Il prefetto Carlo Alberto dalla Chiesa in una visita alla scuola Garibaldi di Palermo nel 1982 © Franco Zecchin


La mattina del 4 settembre, infatti, i familiari di dalla Chiesa cercarono la chiave per aprire quella cassaforte ma senza successo. La chiave ricomparve solo il pomeriggio dell'11 settembre, nel cassettino di un segretario. Quando la cassaforte fu aperta, però, dentro non vi era più nulla a parte una scatola (vuota a sua volta). La valigia di pelle del generale, invece, è stata ritrovata nel 2013 nei sotterranei del tribunale di Palermo. Era priva di documenti. Eppure nel verbale di sopralluogo della polizia scientifica, conservato nel fascicolo giudiziario sulla strage di via Carini, viene certificato che poco dopo le 21.30 del 3 settembre 1982 Carlo Alberto dalla Chiesa (già morto da una quindicina di minuti dentro la sua auto) teneva tra le gambe una borsa piena di carte. In un altro verbale, datato 6 settembre, vi è anche una lettera di trasmissione della squadra mobile di Palermo alla Procura della Repubblica ma qui si fa cenno solo alla borsa del generale. E i documenti? Scomparsi nel nulla.
In un video Rai, acquisito dai magistrati della Dia su disposizione della Procura di Palermo, la valigetta di pelle viene immortalata tra le mani di un militare dell'Arma.
Nel settembre 2012 in una lettera anonima che giunse all'allora sostituto procuratore Nino Di Matteo, oggi membro togato del Csm, si diceva che "un ufficiale dei Carabinieri in servizio a Palermo si preoccupa di trafugare la valigetta di pelle marrone che conteneva documenti scottanti, soprattutto nomi scottanti riguardanti indagini che dalla Chiesa sta cercando di svolgere da solo”. Inoltre si parlava di un ufficio riservato che il generale dalla Chiesa avrebbe avuto alla caserma di piazza Verdi, sede del comando provinciale dei carabinieri: “Era ubicato di fronte al nucleo comando del Rono e lì vi erano faldoni, appunti e messaggi”. La Procura di Palermo, nelle persone dei pm che indagavano sulla trattativa Stato-mafia, riaprirono il fascicolo e sentirono anche Nando dalla Chiesa come testimone. Anni dopo su quelle indagini non si è saputo più nulla, ma i quesiti restano numerosi.

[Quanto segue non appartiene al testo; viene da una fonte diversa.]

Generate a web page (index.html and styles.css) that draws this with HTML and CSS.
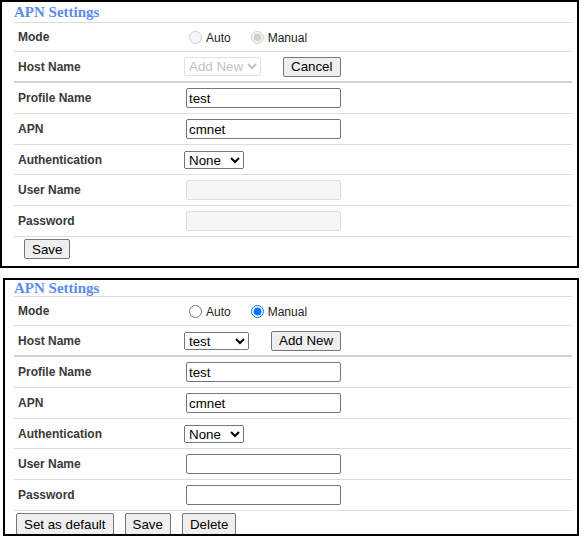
FILE: index.html
```html
<!DOCTYPE html>
<html>
<head>
<meta charset="utf-8">
<link rel="stylesheet" href="styles.css">
</head>
<body>
<div class="panel panel-a">
  <div class="heading">APN Settings</div>
  <div class="row row-mode">
    <div class="label">Mode</div>
    <div class="field">
      <label class="radio"><input type="radio" name="m1" disabled>Auto</label>
      <label class="radio"><input type="radio" name="m1" checked disabled>Manual</label>
    </div>
  </div>
  <div class="row row-host">
    <div class="label">Host Name</div>
    <div class="field">
      <select class="sel sel-addnew" disabled><option>Add New</option></select>
      <button class="btn btn-gap">Cancel</button>
    </div>
  </div>
  <div class="row">
    <div class="label">Profile Name</div>
    <div class="field"><input class="txt" type="text" value="test"></div>
  </div>
  <div class="row">
    <div class="label">APN</div>
    <div class="field"><input class="txt" type="text" value="cmnet"></div>
  </div>
  <div class="row row-auth">
    <div class="label">Authentication</div>
    <div class="field"><select class="sel sel-auth"><option>None</option></select></div>
  </div>
  <div class="row">
    <div class="label">User Name</div>
    <div class="field"><input class="txt" type="text" disabled></div>
  </div>
  <div class="row">
    <div class="label">Password</div>
    <div class="field"><input class="txt" type="password" disabled></div>
  </div>
  <div class="footer footer-a">
    <button class="btn">Save</button>
  </div>
</div>

<div class="panel panel-b">
  <div class="heading">APN Settings</div>
  <div class="row row-mode">
    <div class="label">Mode</div>
    <div class="field">
      <label class="radio"><input type="radio" name="m2">Auto</label>
      <label class="radio"><input type="radio" name="m2" checked>Manual</label>
    </div>
  </div>
  <div class="row row-host">
    <div class="label">Host Name</div>
    <div class="field">
      <select class="sel sel-host"><option>test</option></select>
      <button class="btn btn-gap">Add New</button>
    </div>
  </div>
  <div class="row">
    <div class="label">Profile Name</div>
    <div class="field"><input class="txt" type="text" value="test"></div>
  </div>
  <div class="row">
    <div class="label">APN</div>
    <div class="field"><input class="txt" type="text" value="cmnet"></div>
  </div>
  <div class="row row-auth">
    <div class="label">Authentication</div>
    <div class="field"><select class="sel sel-auth"><option>None</option></select></div>
  </div>
  <div class="row">
    <div class="label">User Name</div>
    <div class="field"><input class="txt" type="text"></div>
  </div>
  <div class="row">
    <div class="label">Password</div>
    <div class="field"><input class="txt" type="password"></div>
  </div>
  <div class="footer footer-b">
    <button class="btn">Set as default</button>
    <button class="btn">Save</button>
    <button class="btn">Delete</button>
  </div>
</div>
</body>
</html>
```

FILE: styles.css
```css
html, body {
  margin: 0;
  padding: 0;
  background: #fff;
}
body {
  font-family: "Liberation Sans", Arial, sans-serif;
  color: #333;
}
.panel {
  box-sizing: border-box;
  border: 2px solid #000;
  padding-right: 5px;
}
.panel-a {
  width: 579px;
  margin-left: 0;
  padding-left: 12px;
}
.panel-b {
  width: 576px;
  margin-left: 3px;
  margin-top: 10px;
  padding-left: 9px;
}
.heading {
  font-family: "Liberation Serif", "Times New Roman", serif;
  font-weight: bold;
  font-size: 15px;
  color: #5b8def;
  height: 20px;
  line-height: 20px;
  border-bottom: 1px solid #dcdcdc;
}
.panel-b .heading {
  height: 16px;
  line-height: 16px;
}
.row {
  display: flex;
  align-items: center;
  height: 30px;
  border-bottom: 1px solid #dcdcdc;
}
.row-mode {
  height: 28px;
}
.row-host {
  height: 29px;
  border-bottom: 2px solid #d2d2d2;
}
.row-auth {
  height: 29px;
}
.label {
  width: 166px;
  padding-left: 4px;
  font-size: 12px;
  font-weight: bold;
  color: #3a3a3a;
}
.field {
  display: flex;
  align-items: center;
}
.radio {
  display: inline-flex;
  align-items: center;
  font-size: 12px;
  color: #222;
  margin-right: 15px;
  padding-top: 2px;
}
.radio input {
  margin: 0 4px 2px 5px;
  width: 13px;
  height: 13px;
}
.txt {
  box-sizing: border-box;
  width: 155px;
  height: 20px;
  margin: 0 0 0 2px;
  padding: 1px 2px;
  font-family: "Liberation Sans", Arial, sans-serif;
  font-size: 13.33px;
  color: #000;
  border: 1px solid #767676;
  border-radius: 2px;
  background: #fff;
}
.txt:disabled {
  background: #f6f6f6;
  border-color: #dcdcdc;
}
.sel {
  box-sizing: border-box;
  height: 18px;
  margin: 0;
  font-family: "Liberation Sans", Arial, sans-serif;
  font-size: 13.33px;
  color: #000;
}
.sel:disabled {
  color: #a8a8a8;
  border: 1px solid #d4d4d4;
  border-radius: 2px;
  background-color: #fff;
}
.sel-addnew {
  width: 77px;
  height: 19px;
}
.sel-host {
  width: 65px;
}
.sel-auth {
  width: 60px;
}
.btn {
  box-sizing: border-box;
  height: 20px;
  margin: 0;
  padding: 0 7px;
  font-family: "Liberation Sans", Arial, sans-serif;
  font-size: 13.33px;
  color: #000;
  background: #efefef;
  border: 1px solid #767676;
  border-radius: 2px;
}
.btn-gap {
  margin-left: 22px;
}
.footer {
  display: flex;
  align-items: flex-start;
  overflow: hidden;
}
.footer-a {
  height: 29px;
  padding-top: 2px;
  padding-left: 10px;
  box-sizing: border-box;
}
.footer-b {
  height: 23px;
  padding-top: 2px;
  padding-left: 2px;
  box-sizing: border-box;
  gap: 11px;
}
.footer-b .btn {
  height: 22px;
}
```
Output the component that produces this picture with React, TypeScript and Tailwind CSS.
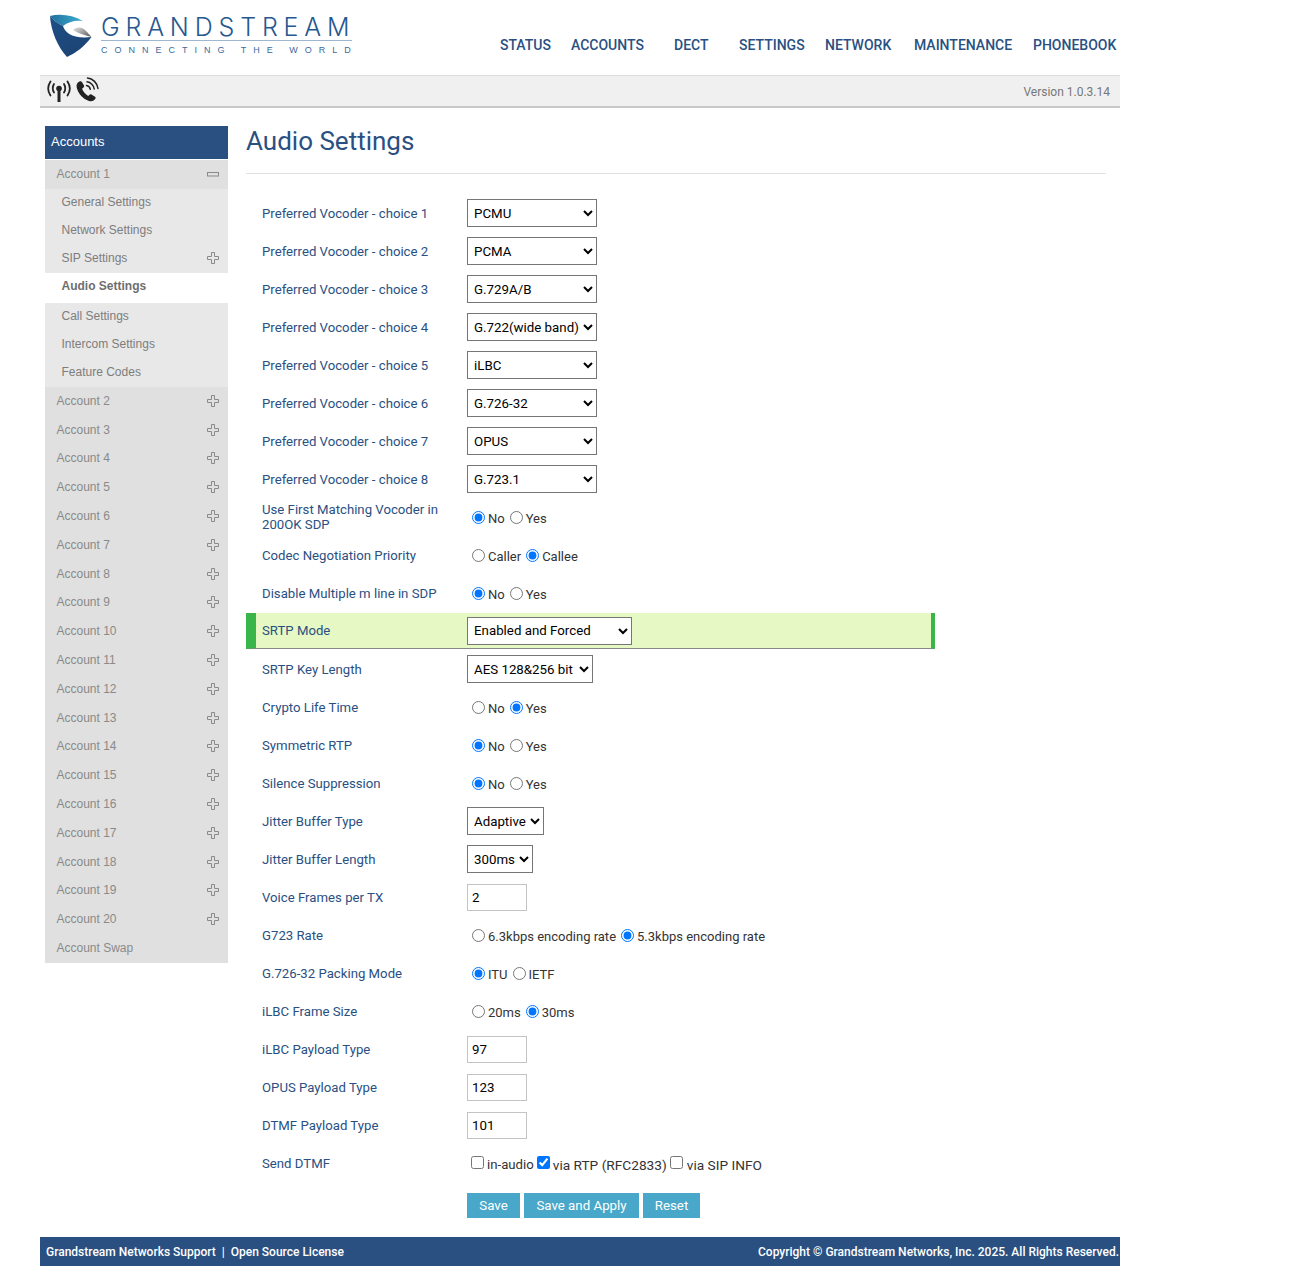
import { useState } from "react";

type Row =
  | { kind: "select"; label: string; value: string; options?: string[]; width: string }
  | { kind: "radio"; label: string; options: string[]; checked: number }
  | { kind: "input"; label: string; value: string }
  | { kind: "dtmf"; label: string };

const vocoders = ["PCMU", "PCMA", "G.729A/B", "G.722(wide band)", "iLBC", "G.726-32", "OPUS", "G.723.1"];

const rowsBefore: Row[] = [
  ...vocoders.map((value, i): Row => ({
    kind: "select",
    label: `Preferred Vocoder - choice ${i + 1}`,
    value,
    options: vocoders,
    width: "w-[130px]",
  })),
  { kind: "radio", label: "Use First Matching Vocoder in 200OK SDP", options: ["No", "Yes"], checked: 0 },
  { kind: "radio", label: "Codec Negotiation Priority", options: ["Caller", "Callee"], checked: 1 },
  { kind: "radio", label: "Disable Multiple m line in SDP", options: ["No", "Yes"], checked: 0 },
];

const rowsAfter: Row[] = [
  { kind: "select", label: "SRTP Key Length", value: "AES 128&256 bit", width: "w-[126px]" },
  { kind: "radio", label: "Crypto Life Time", options: ["No", "Yes"], checked: 1 },
  { kind: "radio", label: "Symmetric RTP", options: ["No", "Yes"], checked: 0 },
  { kind: "radio", label: "Silence Suppression", options: ["No", "Yes"], checked: 0 },
  { kind: "select", label: "Jitter Buffer Type", value: "Adaptive", width: "w-[77px]" },
  { kind: "select", label: "Jitter Buffer Length", value: "300ms", width: "w-[66px]" },
  { kind: "input", label: "Voice Frames per TX", value: "2" },
  { kind: "radio", label: "G723 Rate", options: ["6.3kbps encoding rate", "5.3kbps encoding rate"], checked: 1 },
  { kind: "radio", label: "G.726-32 Packing Mode", options: ["ITU", "IETF"], checked: 0 },
  { kind: "radio", label: "iLBC Frame Size", options: ["20ms", "30ms"], checked: 1 },
  { kind: "input", label: "iLBC Payload Type", value: "97" },
  { kind: "input", label: "OPUS Payload Type", value: "123" },
  { kind: "input", label: "DTMF Payload Type", value: "101" },
  { kind: "dtmf", label: "Send DTMF" },
];

const navItems = [
  { label: "STATUS", cls: "w-[71px]" },
  { label: "ACCOUNTS", cls: "w-[103px]" },
  { label: "DECT", cls: "w-[65px]" },
  { label: "SETTINGS", cls: "w-[86px]" },
  { label: "NETWORK", cls: "w-[89px]" },
  { label: "MAINTENANCE", cls: "w-[119px]" },
  { label: "PHONEBOOK", cls: "w-[87px]" },
];

const subItems = ["General Settings", "Network Settings", "SIP Settings"];
const subItemsAfter = ["Call Settings", "Intercom Settings", "Feature Codes"];
const accounts = Array.from({ length: 19 }, (_, i) => `Account ${i + 2}`);

function PlusIcon() {
  return (
    <svg width="12" height="12" viewBox="0 0 12 12" fill="none" stroke="#8a8a8a" strokeWidth="1" className="mr-[9px]">
      <path d="M4.500 .5h3v4h4v3h-4v4h-3v-4h-4v-3h4z" />
    </svg>
  );
}

function MinusIcon() {
  return (
    <svg width="12" height="5" viewBox="0 0 12 5" fill="none" stroke="#8a8a8a" strokeWidth="1" className="mr-[9px]">
      <rect x=".5" y=".5" width="11" height="3.500" />
    </svg>
  );
}

function Logo() {
  return (
    <div className="flex items-start">
      <svg width="44" height="44" viewBox="0 0 44 44" className="mt-[14px] ml-[9px]">
        <defs>
          <linearGradient id="swoosh" x1="0" y1="0" x2="1" y2="0">
            <stop offset="0" stopColor="#1f6f9f" />
            <stop offset="1" stopColor="#3fb0cf" />
          </linearGradient>
          <linearGradient id="body" x1="0" y1="0" x2="0.6" y2="1">
            <stop offset="0" stopColor="#1d4f86" />
            <stop offset="1" stopColor="#1c4474" />
          </linearGradient>
          <linearGradient id="gray" x1="0" y1="0" x2="1" y2="0.6">
            <stop offset="0" stopColor="#e4e4e4" />
            <stop offset="1" stopColor="#6f6f6f" />
          </linearGradient>
        </defs>
        <path d="M1 2C11 -.5 24 1 34 7C26 6 19 8 14 12C8 9 4 6 1 2Z" fill="url(#swoosh)" />
        <path d="M1 2C4 6 8 9 14 12C16 19 24 25 42.500 23C36 32 27 39 18 43C9 33 2 18 1 2Z" fill="url(#body)" />
        <path d="M24 16C28 12.500 33 13 36 16C39 19 41 21 42.500 23C36 21 30 20 24 16Z" fill="url(#gray)" />
      </svg>
      <div className="ml-[8px] mt-[14px] w-[251px]">
        <div className="h-[26px] text-[25px] leading-[26px] tracking-[5.85px] text-[#26588f] font-['Inter',sans-serif] whitespace-nowrap font-light">
          GRANDSTREAM
        </div>
        <div className="h-px bg-[#9fb6cf]" />
        <div className="mt-[3px] text-[9px] leading-[12px] tracking-[7px] text-[#3e6a9a] font-['Liberation_Sans',sans-serif] whitespace-nowrap">
          CONNECTING THE WORLD
        </div>
      </div>
    </div>
  );
}

function StatusIcons() {
  return (
    <div className="flex items-center ml-[6px] gap-[3px]">
      <svg width="26" height="24" viewBox="0 0 26 24" fill="none" stroke="#222" strokeWidth="1.800" strokeLinecap="round">
        <circle cx="13" cy="9.500" r="2.800" fill="#222" stroke="none" />
        <path d="M13 10V23" strokeWidth="3" strokeLinecap="butt" />
        <path d="M8 5C6.500 7.500 6.500 11 8 13.500M18 5C19.500 7.500 19.500 11 18 13.500" />
        <path d="M4.500 2.500C1.500 7 1.500 12 4.500 16.500M21.500 2.500C24.500 7 24.500 12 21.500 16.500" />
      </svg>
      <svg width="25" height="25" viewBox="0 0 25 25" fill="none" stroke="#222" strokeWidth="1.500" strokeLinecap="round" className="-mt-[4px]">
        <path
          d="M4.500 4.500C2 5.500 1 8 1.800 11C3.500 17 8 22 14 24C17 24.800 19.500 23.500 20.500 21.500C20.800 20.800 20.500 20 20 19.700L16.500 17.500C15.800 17 15 17.200 14.500 17.800L13.200 19C10.500 17.500 8 14.500 7 11.800L8.500 10.500C9.200 10 9.300 9.200 9 8.500L6.800 4.800C6.300 4.200 5.300 4.100 4.500 4.500Z"
          fill="#222"
          stroke="none"
        />
        <path d="M11.500 8.500C13.500 8.800 15 10.300 15.300 12.300" />
        <path d="M12 4.800C15.800 5.200 18.800 8.300 19.200 12" />
        <path d="M12.500 1C17.800 1.500 22.400 6 23 11.500" />
      </svg>
    </div>
  );
}

function Sidebar() {
  return (
    <aside className="w-[183px] ml-[5px] mt-[18px] font-['Liberation_Sans',sans-serif] text-[12px] shrink-0">
      <div className="h-[33px] pb-[2px] bg-[#2a5082] text-white text-[13px] flex items-center pl-[6px]">Accounts</div>
      <div className="h-[29px] pb-px mt-px bg-[#e0e0e0] text-[#8a8a8a] flex items-center justify-between pl-[11.5px]">
        <span>Account 1</span>
        <MinusIcon />
      </div>
      <div className="bg-[#e8e8e8] text-[#7d7d7d]">
        {subItems.map((item) => (
          <div key={item} className="h-[28px] pb-[2px] flex items-center justify-between pl-[16.5px]">
            <span>{item}</span>
            {item === "SIP Settings" && <PlusIcon />}
          </div>
        ))}
        <div className="h-[30px] pb-[4px] bg-white flex items-center pl-[16.5px] font-bold text-[#6e6e6e]">Audio Settings</div>
        {subItemsAfter.map((item) => (
          <div key={item} className="h-[28px] pb-[2px] flex items-center pl-[16.5px]">
            {item}
          </div>
        ))}
      </div>
      <div className="bg-[#e0e0e0] text-[#8a8a8a]">
        {accounts.map((name) => (
          <div key={name} className="h-[28.8px] pb-px flex items-center justify-between pl-[11.5px]">
            <span>{name}</span>
            <PlusIcon />
          </div>
        ))}
        <div className="h-[29px] pb-px flex items-center pl-[11.5px]">Account Swap</div>
      </div>
    </aside>
  );
}

function Control({ row, name }: { row: Row; name: string }) {
  if (row.kind === "select") {
    const options = row.options ?? [row.value];
    return (
      <select
        defaultValue={row.value}
        className={`${row.width} h-[28px] border border-[#767676] bg-white pl-[2px] text-[13.3px] text-black`}
      >
        {options.map((o) => (
          <option key={o}>{o}</option>
        ))}
      </select>
    );
  }
  if (row.kind === "input") {
    return (
      <input
        defaultValue={row.value}
        className="w-[60px] h-[27px] border border-[#c4c4c4] bg-white pl-[4px] text-[13.3px] text-black"
      />
    );
  }
  if (row.kind === "radio") {
    return (
      <div className="flex items-center text-[13px] text-[#333] pl-[5px]">
        {row.options.map((opt, i) => (
          <label key={opt} className="flex items-center mr-[5px]">
            <input type="radio" name={name} defaultChecked={i === row.checked} className="m-0 w-[13px] h-[13px] mr-[3px]" />
            <span className="mt-[4px]">{opt}</span>
          </label>
        ))}
      </div>
    );
  }
  return (
    <div className="flex items-center text-[13.7px] text-[#333] pl-[4px]">
      <label className="flex items-center mr-[3px]">
        <input type="checkbox" className="m-0 w-[13px] h-[13px] mr-[3px]" />
        <span className="mt-[4px] text-[13.2px]">in-audio</span>
      </label>
      <label className="flex items-center mr-[3px]">
        <input type="checkbox" defaultChecked className="m-0 w-[13px] h-[13px] mr-[3px]" />
        <span className="mt-[4px]">via RTP (RFC2833)</span>
      </label>
      <label className="flex items-center">
        <input type="checkbox" className="m-0 w-[13px] h-[13px] mr-[4px]" />
        <span className="mt-[4px]">via SIP INFO</span>
      </label>
    </div>
  );
}

function FormRow({ row }: { row: Row }) {
  return (
    <div className="h-[38px] flex items-center">
      <div className="w-[221px] pl-[16px] pr-[24px] text-[13.2px] leading-[15px] text-[#2a5082]">{row.label}</div>
      <Control row={row} name={row.label} />
    </div>
  );
}

export default function App() {
  const [srtp, setSrtp] = useState("Enabled and Forced");

  return (
    <div className="w-[1300px] h-[1266px] bg-white font-['Roboto',sans-serif] overflow-hidden">
      <div className="w-[1080px] ml-[40px]">
        {/* Header */}
        <header className="h-[75px] flex justify-between">
          <Logo />
          <nav className="flex items-center mt-[15px] text-[14px] font-medium text-[#2a5082] whitespace-nowrap">
            {navItems.map((item) => (
              <span key={item.label} className={item.cls}>
                {item.label}
              </span>
            ))}
          </nav>
        </header>

        {/* Status bar */}
        <div className="h-[33px] bg-[#f0f0f0] border-t border-[#dddddd] border-b-2 border-b-[#c8c8c8] flex items-center justify-between">
          <StatusIcons />
          <span className="text-[12px] text-[#777] mr-[10px] mt-[2px]">Version 1.0.3.14</span>
        </div>

        <div className="flex h-[1129px]">
          <Sidebar />

          <main className="ml-[18px] w-[860px]">
            <h1 className="mt-[19px] h-[29px] text-[26px] leading-[29px] text-[#2a5082]">Audio Settings</h1>
            <div className="mt-[17px] h-px bg-[#e0e0e0]" />

            <div className="mt-[20px] w-[689px]">
              {rowsBefore.map((row) => (
                <FormRow key={row.label} row={row} />
              ))}

              {/* Highlighted row */}
              <div className="h-[36px] my-px flex items-center bg-[#e6f8c3] border-b border-[#888] border-l-[10px] border-l-[#39b54a] border-r-4 border-r-[#39b54a]">
                <div className="w-[211px] pl-[6px] pt-px text-[13.2px] text-[#2a5082]">SRTP Mode</div>
                <select
                  value={srtp}
                  onChange={(e) => setSrtp(e.target.value)}
                  className="w-[165px] h-[28px] border border-[#767676] bg-white pl-[2px] text-[13.3px] text-black"
                >
                  <option>Enabled and Forced</option>
                  <option>Enabled but Not Forced</option>
                  <option>Disabled</option>
                </select>
              </div>

              {rowsAfter.map((row) => (
                <FormRow key={row.label} row={row} />
              ))}
            </div>

            <div className="flex gap-[4px] mt-[11px] ml-[221px] text-[13.3px] text-white">
              <button className="w-[53px] h-[25px] bg-[#49a7c9]">Save</button>
              <button className="w-[115px] h-[25px] bg-[#49a7c9]">Save and Apply</button>
              <button className="w-[57px] h-[25px] bg-[#49a7c9]">Reset</button>
            </div>
          </main>
        </div>

        {/* Footer */}
        <footer className="h-[29px] bg-[#2a5082] text-white text-[12px] font-medium flex items-center justify-between pl-[6px] pr-px">
          <span>Grandstream Networks Support&nbsp; |&nbsp; Open Source License</span>
          <span>Copyright © Grandstream Networks, Inc. 2025. All Rights Reserved.</span>
        </footer>
      </div>
    </div>
  );
}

A distanza di 41 anni, nonostante il tempo trascorso, non si può smettere di sperare che sulla morte del generale dalla Chiesa, vero Padre della nostra Patria, si arrivi ad una verità completa. E per farlo è necessario che la società civile non si accontenti più delle mezze verità, sostenendo i familiari e quella magistratura sana che non guarda in faccia a nessuno per riaccendere i riflettori e smascherare quelle "menti raffinatissime" che si nascondono dietro gli atroci delitti della nostra Repubblica.